(Raw records)
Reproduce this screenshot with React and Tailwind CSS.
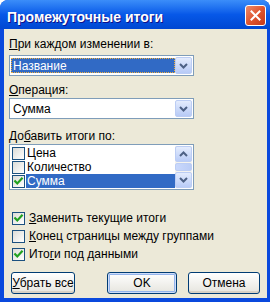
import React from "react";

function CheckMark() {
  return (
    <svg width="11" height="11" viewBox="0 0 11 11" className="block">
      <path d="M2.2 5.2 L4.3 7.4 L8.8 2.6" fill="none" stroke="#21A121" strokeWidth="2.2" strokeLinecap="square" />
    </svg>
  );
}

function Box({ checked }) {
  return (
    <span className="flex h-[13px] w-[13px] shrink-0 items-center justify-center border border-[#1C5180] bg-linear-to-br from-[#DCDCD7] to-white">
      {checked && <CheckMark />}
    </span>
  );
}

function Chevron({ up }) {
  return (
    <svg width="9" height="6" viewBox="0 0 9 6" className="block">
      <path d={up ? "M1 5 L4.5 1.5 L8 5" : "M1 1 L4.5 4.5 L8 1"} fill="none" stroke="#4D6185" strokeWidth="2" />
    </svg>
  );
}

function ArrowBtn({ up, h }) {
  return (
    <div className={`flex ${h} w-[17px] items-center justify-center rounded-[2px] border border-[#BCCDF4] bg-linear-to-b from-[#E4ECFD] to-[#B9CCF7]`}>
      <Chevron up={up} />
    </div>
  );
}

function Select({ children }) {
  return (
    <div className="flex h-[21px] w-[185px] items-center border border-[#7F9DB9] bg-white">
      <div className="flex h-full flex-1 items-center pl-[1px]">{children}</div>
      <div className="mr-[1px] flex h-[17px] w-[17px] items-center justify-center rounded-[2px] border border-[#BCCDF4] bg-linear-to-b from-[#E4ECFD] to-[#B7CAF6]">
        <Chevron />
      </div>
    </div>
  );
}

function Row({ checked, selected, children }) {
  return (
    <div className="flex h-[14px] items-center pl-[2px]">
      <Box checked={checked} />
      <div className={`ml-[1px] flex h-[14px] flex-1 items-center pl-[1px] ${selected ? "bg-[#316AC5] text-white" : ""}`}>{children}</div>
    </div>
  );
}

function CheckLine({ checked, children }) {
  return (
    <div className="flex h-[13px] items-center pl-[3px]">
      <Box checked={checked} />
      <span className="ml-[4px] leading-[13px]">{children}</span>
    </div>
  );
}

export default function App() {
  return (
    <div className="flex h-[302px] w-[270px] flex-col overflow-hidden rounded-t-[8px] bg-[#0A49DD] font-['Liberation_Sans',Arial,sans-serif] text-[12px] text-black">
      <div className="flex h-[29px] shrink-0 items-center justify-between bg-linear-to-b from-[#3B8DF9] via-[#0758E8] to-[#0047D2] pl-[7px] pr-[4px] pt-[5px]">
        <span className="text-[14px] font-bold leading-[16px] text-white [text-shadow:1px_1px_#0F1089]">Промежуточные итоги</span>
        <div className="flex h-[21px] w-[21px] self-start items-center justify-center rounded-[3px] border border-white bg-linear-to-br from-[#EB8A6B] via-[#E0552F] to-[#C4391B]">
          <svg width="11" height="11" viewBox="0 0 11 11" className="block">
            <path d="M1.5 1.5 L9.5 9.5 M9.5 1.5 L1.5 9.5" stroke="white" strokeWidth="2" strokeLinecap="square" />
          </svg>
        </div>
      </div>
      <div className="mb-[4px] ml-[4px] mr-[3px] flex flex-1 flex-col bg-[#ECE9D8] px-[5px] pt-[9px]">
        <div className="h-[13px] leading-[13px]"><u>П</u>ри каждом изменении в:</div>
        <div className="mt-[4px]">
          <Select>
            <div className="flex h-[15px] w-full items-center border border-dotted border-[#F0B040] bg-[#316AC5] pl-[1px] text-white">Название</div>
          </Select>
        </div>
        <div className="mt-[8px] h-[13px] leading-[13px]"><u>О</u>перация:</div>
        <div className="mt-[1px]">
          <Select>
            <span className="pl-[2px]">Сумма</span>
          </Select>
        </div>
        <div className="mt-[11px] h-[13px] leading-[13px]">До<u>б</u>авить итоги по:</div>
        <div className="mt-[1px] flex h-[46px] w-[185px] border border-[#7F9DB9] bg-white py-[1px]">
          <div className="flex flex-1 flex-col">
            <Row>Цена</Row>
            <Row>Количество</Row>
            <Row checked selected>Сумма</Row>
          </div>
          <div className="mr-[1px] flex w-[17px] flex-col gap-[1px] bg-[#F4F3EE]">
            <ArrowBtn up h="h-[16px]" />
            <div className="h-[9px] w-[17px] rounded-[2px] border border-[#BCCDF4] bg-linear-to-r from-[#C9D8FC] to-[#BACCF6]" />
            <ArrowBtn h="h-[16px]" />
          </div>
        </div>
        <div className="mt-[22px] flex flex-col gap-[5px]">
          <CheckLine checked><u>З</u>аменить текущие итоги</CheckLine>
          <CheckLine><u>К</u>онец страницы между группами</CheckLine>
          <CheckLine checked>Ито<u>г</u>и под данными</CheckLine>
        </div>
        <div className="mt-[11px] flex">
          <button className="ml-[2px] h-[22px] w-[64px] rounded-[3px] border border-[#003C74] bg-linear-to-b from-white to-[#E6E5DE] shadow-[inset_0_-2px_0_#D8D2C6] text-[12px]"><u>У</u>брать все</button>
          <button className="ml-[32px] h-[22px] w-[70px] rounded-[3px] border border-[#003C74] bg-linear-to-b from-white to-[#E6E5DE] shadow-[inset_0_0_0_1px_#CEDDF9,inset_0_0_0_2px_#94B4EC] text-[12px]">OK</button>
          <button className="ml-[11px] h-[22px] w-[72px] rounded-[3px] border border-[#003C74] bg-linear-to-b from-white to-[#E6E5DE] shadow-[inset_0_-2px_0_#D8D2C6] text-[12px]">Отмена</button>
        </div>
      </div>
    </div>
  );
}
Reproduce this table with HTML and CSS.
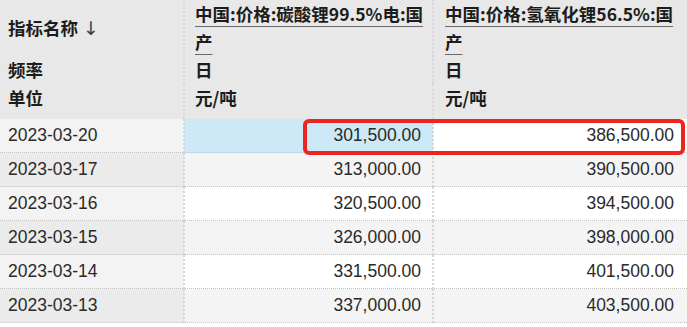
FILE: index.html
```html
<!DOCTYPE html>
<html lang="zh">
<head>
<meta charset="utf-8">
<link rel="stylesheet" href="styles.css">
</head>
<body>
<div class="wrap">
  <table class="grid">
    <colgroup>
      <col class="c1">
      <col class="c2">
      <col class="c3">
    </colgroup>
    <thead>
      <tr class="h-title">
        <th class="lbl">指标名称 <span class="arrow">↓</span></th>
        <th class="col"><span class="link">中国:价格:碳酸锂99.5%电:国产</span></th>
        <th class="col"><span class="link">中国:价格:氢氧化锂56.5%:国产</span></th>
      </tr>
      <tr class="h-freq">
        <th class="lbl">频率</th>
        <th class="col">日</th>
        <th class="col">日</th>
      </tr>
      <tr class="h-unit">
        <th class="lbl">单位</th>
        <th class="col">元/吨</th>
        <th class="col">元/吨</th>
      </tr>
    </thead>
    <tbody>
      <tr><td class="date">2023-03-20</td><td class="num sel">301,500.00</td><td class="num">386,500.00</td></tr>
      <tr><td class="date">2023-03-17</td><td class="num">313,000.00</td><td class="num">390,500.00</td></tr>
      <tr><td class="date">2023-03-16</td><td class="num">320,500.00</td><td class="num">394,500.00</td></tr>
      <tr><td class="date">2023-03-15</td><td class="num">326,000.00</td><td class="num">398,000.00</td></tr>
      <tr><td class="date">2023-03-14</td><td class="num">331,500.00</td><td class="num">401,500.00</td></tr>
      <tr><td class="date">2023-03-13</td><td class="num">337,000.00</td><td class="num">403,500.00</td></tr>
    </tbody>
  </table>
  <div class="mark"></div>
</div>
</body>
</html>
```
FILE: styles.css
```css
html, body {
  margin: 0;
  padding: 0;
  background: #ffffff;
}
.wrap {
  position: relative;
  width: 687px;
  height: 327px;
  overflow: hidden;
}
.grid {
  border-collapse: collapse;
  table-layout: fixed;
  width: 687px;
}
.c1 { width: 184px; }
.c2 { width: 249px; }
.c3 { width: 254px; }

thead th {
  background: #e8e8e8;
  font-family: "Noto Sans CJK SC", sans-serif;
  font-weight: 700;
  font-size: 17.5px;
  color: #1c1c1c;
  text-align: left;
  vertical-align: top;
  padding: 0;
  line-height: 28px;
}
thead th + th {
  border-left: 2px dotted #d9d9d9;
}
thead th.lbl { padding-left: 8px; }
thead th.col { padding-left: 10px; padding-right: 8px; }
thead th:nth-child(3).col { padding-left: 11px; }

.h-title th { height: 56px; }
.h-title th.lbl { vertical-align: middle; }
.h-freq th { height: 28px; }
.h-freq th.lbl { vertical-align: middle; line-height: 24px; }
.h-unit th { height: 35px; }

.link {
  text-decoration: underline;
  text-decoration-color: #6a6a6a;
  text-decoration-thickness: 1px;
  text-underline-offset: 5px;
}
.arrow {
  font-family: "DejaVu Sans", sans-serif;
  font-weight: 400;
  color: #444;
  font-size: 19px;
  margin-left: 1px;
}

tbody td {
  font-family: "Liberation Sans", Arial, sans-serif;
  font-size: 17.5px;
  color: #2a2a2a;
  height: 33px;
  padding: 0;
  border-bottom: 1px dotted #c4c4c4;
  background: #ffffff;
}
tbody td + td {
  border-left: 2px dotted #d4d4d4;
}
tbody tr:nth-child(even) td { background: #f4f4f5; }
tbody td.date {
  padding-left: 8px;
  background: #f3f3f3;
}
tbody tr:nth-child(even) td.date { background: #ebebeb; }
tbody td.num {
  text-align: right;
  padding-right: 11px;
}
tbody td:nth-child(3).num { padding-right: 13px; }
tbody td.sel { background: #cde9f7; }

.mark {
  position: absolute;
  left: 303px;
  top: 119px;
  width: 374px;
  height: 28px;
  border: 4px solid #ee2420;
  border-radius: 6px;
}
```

§ **EXERCISE REQUIREMENTS**:
Look through the entries and find each line that has the string "this". Copy those lines.

§ **CORRECT OUTPUT**:
Reproduce this screenshot with React and Tailwind CSS.
Reproduce this table with HTML and CSS.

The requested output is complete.